■ Dataset excerpts:
• • • • • • •

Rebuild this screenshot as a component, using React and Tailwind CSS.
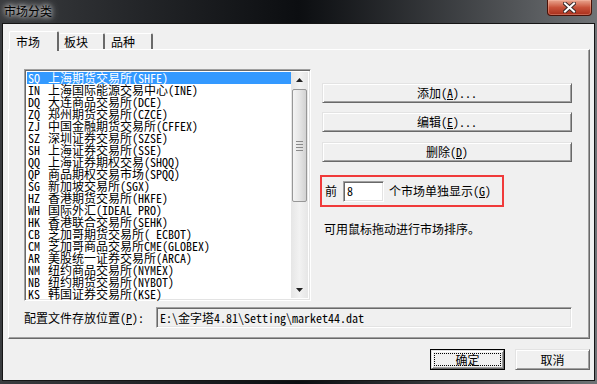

• • • • • • •

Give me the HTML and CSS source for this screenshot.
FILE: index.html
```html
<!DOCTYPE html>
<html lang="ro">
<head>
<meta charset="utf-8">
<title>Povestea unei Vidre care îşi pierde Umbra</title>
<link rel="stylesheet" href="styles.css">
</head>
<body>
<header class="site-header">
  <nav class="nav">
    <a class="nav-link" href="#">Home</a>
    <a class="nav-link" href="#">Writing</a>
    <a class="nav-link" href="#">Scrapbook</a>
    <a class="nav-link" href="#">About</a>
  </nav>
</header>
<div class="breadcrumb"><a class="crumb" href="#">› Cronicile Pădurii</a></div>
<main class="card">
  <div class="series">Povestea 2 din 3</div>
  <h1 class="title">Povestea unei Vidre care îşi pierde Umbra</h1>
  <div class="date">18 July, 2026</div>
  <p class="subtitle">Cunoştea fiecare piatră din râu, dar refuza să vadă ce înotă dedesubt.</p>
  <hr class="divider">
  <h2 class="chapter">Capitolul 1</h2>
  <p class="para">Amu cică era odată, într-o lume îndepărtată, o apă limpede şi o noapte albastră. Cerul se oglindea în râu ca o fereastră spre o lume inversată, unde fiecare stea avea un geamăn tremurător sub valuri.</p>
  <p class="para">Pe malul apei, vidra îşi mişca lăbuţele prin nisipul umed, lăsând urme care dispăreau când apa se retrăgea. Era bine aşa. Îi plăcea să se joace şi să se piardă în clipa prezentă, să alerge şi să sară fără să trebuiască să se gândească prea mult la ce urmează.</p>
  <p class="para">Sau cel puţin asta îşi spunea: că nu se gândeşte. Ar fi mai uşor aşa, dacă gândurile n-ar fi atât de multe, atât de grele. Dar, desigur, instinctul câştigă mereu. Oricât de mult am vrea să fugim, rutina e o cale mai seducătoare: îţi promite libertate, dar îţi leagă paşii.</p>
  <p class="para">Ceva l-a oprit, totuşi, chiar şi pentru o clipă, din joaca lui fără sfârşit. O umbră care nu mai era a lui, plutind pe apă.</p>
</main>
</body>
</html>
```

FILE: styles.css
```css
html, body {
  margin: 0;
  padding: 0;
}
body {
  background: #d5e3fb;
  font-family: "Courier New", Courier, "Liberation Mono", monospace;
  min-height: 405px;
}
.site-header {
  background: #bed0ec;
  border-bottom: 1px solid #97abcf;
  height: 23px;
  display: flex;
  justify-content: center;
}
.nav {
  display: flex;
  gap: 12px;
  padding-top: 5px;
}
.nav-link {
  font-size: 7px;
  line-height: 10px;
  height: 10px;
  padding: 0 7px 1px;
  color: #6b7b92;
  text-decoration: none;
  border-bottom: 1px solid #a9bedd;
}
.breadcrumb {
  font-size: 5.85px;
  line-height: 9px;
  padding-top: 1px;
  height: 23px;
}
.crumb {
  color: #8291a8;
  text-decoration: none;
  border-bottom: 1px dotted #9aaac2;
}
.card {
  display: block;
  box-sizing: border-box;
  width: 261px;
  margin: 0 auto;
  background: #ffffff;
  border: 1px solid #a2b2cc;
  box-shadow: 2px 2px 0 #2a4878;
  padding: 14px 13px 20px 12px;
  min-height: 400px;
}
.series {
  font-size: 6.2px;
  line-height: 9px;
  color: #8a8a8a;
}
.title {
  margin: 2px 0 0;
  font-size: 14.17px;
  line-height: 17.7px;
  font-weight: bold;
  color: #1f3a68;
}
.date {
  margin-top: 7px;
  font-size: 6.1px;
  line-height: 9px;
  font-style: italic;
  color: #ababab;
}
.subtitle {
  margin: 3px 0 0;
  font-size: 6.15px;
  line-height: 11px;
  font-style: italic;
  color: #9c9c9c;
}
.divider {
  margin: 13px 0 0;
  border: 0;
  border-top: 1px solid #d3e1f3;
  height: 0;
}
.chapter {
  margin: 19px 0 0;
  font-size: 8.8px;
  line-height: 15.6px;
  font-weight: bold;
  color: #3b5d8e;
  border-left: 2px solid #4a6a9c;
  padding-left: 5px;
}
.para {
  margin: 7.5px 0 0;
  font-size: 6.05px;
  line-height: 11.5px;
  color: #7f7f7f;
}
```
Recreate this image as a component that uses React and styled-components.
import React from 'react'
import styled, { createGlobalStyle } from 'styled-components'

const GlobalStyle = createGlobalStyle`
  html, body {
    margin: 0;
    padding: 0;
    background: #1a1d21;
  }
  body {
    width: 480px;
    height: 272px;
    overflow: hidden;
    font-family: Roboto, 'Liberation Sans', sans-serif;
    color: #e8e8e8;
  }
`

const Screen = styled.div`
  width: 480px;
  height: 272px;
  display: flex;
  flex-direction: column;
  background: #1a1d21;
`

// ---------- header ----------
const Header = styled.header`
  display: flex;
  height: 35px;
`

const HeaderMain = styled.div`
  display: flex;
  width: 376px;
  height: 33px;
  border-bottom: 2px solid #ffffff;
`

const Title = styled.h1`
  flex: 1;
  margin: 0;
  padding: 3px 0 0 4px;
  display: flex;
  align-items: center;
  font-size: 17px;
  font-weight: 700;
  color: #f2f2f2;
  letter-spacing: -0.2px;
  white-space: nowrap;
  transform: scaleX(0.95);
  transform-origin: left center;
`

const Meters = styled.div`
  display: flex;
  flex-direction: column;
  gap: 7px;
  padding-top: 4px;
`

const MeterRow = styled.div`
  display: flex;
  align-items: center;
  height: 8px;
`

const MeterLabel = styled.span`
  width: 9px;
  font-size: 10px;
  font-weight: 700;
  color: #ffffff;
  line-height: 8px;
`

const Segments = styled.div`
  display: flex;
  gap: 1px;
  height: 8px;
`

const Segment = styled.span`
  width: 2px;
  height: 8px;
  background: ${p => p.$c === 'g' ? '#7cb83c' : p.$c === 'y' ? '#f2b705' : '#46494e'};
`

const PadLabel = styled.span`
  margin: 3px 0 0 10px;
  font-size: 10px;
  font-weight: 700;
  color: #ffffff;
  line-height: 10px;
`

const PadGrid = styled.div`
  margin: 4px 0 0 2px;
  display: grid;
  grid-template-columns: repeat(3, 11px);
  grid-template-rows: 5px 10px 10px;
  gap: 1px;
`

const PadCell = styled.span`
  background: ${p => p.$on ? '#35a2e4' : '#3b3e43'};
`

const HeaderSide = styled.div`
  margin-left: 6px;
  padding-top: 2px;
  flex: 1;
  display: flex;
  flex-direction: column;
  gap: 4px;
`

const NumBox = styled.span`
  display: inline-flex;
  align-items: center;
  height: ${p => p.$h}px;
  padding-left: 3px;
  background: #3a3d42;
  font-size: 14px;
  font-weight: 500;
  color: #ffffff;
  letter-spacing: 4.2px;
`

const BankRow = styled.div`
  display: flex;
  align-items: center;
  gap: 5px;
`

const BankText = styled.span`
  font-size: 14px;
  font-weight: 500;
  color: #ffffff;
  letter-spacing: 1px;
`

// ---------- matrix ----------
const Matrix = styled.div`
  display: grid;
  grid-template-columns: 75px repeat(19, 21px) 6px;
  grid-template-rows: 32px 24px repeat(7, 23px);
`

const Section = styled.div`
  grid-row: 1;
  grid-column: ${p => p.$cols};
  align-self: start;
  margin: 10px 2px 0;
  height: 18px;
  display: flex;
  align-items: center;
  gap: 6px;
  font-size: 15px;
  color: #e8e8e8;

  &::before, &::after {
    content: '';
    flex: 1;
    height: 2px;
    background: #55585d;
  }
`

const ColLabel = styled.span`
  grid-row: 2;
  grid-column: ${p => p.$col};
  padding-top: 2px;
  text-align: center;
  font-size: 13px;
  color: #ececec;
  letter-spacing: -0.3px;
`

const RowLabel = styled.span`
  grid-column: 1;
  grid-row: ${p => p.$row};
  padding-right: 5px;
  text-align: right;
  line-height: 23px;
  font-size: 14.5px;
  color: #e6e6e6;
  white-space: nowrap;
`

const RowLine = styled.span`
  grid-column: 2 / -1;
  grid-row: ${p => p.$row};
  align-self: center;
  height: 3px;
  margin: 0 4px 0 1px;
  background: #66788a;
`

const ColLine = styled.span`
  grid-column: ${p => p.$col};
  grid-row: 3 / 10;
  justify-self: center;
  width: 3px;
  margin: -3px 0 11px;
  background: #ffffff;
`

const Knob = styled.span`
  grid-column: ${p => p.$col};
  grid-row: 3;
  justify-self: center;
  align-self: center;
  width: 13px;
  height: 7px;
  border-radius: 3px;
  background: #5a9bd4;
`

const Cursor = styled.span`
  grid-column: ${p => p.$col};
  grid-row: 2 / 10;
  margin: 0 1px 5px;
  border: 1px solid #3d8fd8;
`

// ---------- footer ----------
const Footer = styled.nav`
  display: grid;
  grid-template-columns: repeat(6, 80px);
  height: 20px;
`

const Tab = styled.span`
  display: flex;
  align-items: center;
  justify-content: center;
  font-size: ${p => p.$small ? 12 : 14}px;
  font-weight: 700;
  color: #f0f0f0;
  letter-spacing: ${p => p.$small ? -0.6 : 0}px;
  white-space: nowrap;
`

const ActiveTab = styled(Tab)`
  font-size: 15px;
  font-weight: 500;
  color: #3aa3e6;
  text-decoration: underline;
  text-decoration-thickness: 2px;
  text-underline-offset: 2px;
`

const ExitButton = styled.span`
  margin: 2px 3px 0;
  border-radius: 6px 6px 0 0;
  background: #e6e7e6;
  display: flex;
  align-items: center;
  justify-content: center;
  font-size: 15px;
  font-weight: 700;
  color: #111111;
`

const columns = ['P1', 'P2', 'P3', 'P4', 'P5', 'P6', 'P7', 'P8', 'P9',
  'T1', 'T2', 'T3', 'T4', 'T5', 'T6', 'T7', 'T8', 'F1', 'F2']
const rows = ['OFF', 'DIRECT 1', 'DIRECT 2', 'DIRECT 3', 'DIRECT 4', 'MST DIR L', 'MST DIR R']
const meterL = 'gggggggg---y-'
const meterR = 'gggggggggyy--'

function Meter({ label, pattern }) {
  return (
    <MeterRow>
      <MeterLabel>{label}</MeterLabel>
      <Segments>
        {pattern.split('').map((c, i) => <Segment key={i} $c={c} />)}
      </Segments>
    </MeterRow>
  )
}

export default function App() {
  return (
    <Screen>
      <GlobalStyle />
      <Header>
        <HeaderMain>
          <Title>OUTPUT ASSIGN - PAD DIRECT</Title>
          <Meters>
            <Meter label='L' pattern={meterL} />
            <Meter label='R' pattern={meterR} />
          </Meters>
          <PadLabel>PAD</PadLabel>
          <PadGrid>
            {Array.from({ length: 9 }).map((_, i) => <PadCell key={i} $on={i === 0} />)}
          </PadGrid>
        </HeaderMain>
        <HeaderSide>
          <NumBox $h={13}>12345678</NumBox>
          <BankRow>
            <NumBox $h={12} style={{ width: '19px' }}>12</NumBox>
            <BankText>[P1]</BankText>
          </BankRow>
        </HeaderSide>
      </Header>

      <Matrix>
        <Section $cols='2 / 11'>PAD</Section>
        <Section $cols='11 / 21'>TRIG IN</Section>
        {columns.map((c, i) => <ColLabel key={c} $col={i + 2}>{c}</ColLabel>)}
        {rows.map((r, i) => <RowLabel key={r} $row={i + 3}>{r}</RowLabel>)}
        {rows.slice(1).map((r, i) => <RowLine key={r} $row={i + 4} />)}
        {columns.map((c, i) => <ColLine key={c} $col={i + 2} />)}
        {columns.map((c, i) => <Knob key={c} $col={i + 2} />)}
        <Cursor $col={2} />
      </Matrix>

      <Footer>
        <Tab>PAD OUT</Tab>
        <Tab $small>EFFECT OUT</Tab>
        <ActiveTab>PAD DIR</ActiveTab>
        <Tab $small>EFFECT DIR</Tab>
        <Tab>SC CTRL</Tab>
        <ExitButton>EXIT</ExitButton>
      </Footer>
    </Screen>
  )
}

• • • • • • •

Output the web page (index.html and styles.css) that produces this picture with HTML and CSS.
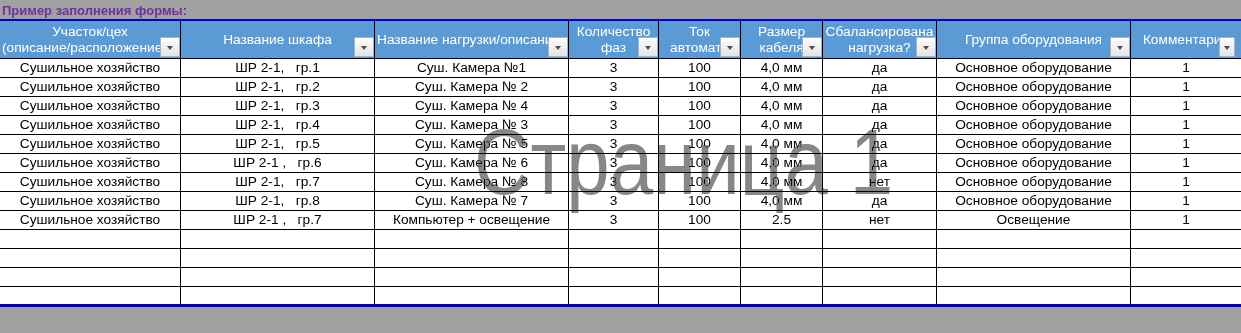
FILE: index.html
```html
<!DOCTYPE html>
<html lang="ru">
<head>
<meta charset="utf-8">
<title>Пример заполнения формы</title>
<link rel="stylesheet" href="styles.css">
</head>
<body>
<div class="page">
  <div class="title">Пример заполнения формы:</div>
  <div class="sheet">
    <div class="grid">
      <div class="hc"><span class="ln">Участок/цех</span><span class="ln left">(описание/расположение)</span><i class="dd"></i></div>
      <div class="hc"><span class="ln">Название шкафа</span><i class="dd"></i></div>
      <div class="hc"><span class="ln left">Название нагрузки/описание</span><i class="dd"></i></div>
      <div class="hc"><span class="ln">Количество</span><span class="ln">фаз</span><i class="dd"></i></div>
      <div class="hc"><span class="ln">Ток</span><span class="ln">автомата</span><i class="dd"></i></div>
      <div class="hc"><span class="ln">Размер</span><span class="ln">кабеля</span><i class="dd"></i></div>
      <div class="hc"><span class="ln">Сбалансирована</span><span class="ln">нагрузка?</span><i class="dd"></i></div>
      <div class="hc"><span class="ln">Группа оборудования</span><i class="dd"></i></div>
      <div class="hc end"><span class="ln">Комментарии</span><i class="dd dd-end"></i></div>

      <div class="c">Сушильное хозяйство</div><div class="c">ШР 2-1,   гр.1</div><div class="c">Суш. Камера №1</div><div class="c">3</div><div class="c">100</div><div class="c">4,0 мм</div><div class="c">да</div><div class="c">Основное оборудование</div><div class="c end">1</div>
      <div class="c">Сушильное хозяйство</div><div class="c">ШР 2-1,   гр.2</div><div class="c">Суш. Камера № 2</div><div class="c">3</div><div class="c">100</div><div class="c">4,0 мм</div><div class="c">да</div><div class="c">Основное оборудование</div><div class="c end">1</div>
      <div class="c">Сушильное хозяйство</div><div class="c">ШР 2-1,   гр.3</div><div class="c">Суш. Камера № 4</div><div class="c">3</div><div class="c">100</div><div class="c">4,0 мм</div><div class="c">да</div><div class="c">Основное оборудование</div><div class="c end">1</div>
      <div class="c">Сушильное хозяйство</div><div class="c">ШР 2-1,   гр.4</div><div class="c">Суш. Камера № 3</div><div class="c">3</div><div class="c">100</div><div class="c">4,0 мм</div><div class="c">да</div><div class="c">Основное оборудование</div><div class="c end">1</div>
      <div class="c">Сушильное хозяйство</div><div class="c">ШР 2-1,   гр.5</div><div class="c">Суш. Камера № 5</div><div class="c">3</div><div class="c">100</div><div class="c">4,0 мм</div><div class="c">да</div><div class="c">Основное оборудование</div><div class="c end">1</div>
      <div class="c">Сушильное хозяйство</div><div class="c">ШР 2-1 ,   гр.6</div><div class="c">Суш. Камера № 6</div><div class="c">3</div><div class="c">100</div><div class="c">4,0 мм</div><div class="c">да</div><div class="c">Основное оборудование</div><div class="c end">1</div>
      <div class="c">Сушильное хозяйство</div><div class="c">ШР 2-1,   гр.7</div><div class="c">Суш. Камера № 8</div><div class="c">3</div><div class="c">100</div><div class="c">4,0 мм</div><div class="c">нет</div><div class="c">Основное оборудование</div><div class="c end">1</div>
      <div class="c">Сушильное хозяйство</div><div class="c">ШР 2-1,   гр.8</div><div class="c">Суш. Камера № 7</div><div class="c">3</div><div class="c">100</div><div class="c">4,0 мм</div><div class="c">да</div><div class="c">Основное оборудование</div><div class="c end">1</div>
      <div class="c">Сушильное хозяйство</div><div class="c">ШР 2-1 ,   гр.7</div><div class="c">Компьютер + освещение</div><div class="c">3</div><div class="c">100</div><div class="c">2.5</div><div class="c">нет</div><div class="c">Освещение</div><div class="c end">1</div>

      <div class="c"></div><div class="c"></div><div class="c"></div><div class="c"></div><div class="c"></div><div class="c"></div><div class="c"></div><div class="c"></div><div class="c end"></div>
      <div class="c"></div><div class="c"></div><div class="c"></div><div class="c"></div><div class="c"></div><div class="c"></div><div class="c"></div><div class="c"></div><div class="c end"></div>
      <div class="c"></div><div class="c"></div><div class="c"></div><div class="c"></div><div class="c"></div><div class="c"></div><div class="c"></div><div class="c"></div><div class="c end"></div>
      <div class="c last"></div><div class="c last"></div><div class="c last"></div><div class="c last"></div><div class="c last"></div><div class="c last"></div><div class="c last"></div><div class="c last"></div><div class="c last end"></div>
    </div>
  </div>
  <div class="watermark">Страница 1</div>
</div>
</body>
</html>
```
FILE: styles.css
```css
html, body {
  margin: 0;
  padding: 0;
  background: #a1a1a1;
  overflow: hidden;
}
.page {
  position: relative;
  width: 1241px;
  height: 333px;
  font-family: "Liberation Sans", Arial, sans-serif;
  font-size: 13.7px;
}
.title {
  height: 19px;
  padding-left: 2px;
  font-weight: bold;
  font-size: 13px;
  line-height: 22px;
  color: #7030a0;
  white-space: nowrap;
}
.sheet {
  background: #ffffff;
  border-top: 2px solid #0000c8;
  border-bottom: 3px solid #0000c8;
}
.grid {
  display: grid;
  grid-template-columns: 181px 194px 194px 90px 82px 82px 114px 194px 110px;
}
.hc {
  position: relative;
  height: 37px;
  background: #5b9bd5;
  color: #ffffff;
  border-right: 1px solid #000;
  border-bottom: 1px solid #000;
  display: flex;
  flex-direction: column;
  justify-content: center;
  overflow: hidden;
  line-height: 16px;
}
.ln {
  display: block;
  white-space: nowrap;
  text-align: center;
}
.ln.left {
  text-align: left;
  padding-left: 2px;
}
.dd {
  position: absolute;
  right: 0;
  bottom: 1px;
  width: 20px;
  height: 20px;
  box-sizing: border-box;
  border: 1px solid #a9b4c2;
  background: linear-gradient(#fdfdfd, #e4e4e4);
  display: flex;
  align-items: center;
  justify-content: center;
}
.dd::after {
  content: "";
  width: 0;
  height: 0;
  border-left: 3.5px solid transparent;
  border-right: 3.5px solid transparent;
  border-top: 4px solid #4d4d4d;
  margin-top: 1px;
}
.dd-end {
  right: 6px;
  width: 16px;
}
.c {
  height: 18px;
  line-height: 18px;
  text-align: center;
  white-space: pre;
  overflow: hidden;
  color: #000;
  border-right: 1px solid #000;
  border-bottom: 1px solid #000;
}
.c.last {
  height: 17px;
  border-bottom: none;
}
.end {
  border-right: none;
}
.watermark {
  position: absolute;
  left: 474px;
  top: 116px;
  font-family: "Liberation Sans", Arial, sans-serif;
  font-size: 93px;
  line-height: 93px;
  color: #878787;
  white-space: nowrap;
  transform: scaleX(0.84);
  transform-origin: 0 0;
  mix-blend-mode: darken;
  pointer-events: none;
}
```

• • • • • • •

■ What you have to do: Report each line of the material above where the word "that" appears.

■ Response below:
Recreate this image as a component that uses React and styled-components.
Output the web page (index.html and styles.css) that produces this picture with HTML and CSS.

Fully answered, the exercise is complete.